DIRECTIVE — Count the lines below that contain the word "this" and give only the number.

RECORD LIST —

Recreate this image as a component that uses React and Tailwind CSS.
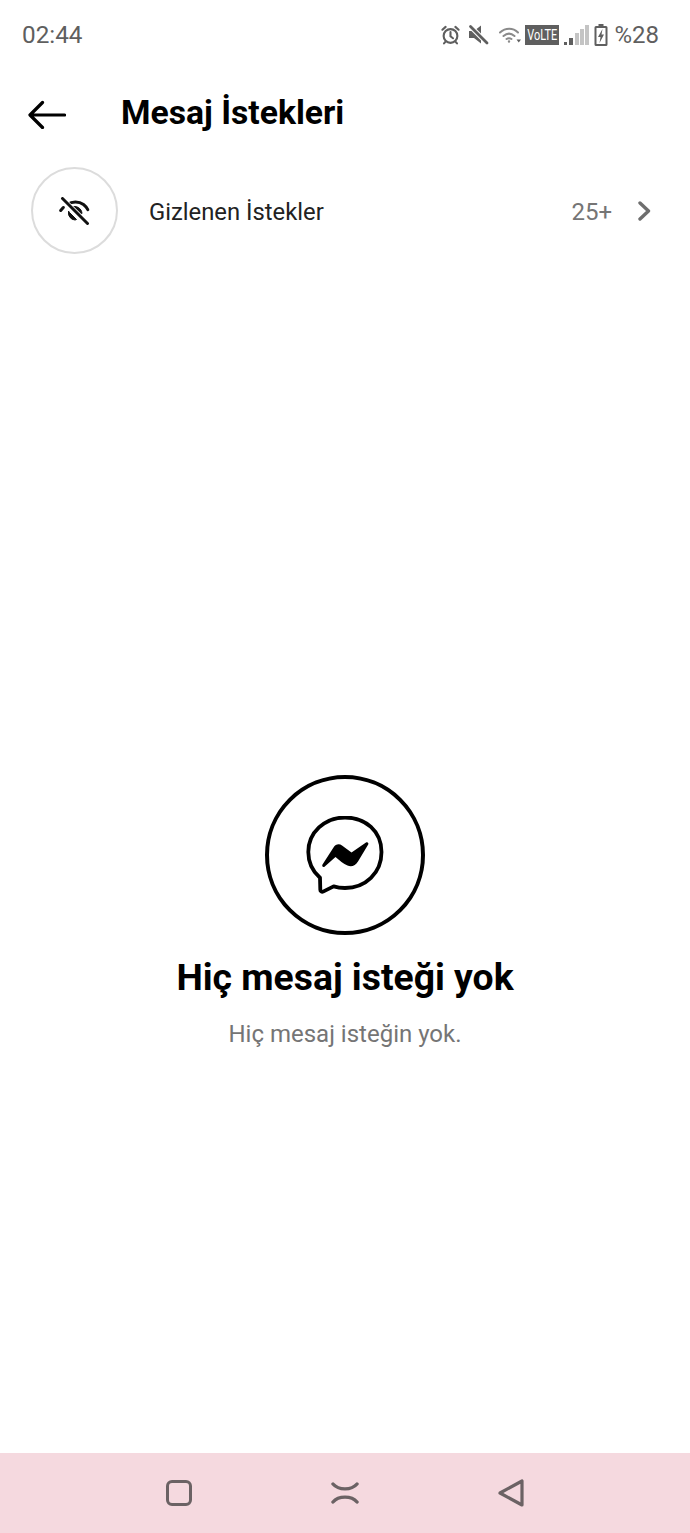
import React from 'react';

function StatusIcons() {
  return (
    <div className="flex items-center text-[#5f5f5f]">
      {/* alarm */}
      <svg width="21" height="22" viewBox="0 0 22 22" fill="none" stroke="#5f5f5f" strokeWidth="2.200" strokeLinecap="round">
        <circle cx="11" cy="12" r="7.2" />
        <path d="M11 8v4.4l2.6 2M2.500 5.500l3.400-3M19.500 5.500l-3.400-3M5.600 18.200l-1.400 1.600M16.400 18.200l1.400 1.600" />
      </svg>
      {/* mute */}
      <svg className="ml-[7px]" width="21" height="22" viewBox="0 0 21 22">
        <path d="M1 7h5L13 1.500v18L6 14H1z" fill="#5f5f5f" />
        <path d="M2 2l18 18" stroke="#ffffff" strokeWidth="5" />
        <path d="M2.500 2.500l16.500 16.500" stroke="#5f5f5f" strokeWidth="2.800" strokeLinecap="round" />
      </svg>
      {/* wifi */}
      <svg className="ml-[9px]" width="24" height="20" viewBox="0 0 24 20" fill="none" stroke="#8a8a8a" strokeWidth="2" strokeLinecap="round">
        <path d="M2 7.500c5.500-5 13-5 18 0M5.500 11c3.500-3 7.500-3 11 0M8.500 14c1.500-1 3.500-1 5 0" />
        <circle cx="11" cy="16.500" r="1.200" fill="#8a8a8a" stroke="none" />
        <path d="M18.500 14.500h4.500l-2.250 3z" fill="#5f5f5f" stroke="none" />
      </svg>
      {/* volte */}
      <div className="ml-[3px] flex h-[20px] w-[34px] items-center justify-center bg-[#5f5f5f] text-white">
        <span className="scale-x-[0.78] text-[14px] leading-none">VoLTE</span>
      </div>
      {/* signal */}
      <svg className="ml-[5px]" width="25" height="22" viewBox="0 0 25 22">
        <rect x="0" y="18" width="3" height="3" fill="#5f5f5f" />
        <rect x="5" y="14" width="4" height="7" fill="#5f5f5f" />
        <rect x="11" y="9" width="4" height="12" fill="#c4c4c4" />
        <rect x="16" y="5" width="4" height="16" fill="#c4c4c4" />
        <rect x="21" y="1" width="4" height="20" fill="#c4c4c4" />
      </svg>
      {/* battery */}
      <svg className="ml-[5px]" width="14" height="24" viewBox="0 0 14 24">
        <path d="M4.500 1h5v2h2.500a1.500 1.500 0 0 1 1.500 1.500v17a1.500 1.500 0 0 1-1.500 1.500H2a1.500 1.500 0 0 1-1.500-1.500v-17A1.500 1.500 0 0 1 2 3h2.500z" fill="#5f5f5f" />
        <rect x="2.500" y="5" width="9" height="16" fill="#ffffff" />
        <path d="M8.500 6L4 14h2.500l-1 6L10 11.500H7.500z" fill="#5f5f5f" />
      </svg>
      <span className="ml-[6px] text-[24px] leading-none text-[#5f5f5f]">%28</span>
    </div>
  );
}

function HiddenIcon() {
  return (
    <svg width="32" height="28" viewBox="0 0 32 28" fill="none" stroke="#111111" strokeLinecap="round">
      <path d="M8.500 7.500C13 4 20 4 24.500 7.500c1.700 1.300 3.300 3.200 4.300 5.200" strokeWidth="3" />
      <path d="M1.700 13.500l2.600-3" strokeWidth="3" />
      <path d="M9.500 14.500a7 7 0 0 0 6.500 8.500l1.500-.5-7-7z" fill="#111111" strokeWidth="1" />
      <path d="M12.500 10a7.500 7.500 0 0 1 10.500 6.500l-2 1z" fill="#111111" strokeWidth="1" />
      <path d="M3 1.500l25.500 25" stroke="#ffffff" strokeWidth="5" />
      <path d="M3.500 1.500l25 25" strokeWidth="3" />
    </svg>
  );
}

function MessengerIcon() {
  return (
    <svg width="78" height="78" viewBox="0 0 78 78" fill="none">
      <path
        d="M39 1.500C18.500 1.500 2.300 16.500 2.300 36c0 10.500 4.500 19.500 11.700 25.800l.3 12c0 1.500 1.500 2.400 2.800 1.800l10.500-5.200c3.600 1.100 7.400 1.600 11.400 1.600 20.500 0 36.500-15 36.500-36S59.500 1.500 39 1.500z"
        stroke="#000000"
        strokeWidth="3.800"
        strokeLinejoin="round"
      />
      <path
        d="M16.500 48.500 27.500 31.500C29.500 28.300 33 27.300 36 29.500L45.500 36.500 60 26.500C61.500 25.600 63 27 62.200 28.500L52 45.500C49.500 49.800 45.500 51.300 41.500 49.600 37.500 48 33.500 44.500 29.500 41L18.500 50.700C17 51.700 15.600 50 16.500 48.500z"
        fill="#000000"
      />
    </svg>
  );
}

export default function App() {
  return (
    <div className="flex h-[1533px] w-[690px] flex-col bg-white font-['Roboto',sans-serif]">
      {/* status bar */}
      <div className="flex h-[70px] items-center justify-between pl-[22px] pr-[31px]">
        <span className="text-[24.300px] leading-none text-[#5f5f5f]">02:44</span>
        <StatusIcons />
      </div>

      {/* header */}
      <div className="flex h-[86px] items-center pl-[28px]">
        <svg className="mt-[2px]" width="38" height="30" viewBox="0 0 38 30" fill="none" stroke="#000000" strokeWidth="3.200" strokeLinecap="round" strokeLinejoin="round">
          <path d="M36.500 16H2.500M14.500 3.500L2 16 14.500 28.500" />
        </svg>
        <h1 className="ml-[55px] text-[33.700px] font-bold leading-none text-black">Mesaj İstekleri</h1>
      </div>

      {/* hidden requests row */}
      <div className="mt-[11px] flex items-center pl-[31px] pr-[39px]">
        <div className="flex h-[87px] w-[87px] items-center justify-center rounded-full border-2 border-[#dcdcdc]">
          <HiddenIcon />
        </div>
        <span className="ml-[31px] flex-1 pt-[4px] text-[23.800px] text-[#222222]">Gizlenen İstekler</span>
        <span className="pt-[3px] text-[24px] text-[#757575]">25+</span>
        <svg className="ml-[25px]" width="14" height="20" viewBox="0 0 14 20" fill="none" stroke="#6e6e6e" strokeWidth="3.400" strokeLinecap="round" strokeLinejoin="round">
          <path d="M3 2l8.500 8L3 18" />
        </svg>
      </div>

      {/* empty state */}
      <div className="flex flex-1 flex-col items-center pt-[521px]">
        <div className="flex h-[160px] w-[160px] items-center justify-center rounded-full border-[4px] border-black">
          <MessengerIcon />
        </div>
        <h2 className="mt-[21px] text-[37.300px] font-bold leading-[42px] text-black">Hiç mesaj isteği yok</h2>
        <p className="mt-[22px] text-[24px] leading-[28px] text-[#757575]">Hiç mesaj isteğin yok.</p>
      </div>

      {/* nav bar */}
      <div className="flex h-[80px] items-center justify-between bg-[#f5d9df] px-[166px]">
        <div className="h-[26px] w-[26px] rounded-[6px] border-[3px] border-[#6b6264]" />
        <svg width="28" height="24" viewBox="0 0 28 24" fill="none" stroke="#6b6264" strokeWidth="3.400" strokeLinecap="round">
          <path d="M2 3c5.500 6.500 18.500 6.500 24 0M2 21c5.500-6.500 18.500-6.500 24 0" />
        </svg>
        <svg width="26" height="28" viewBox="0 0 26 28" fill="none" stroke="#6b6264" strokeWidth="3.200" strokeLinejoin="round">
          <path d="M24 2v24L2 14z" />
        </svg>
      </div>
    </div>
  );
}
...
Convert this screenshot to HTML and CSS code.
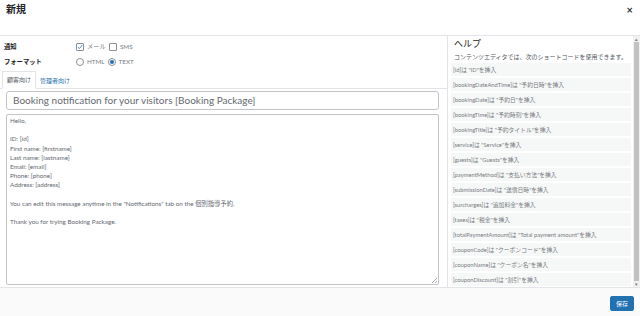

OUTPUT BELOW — 2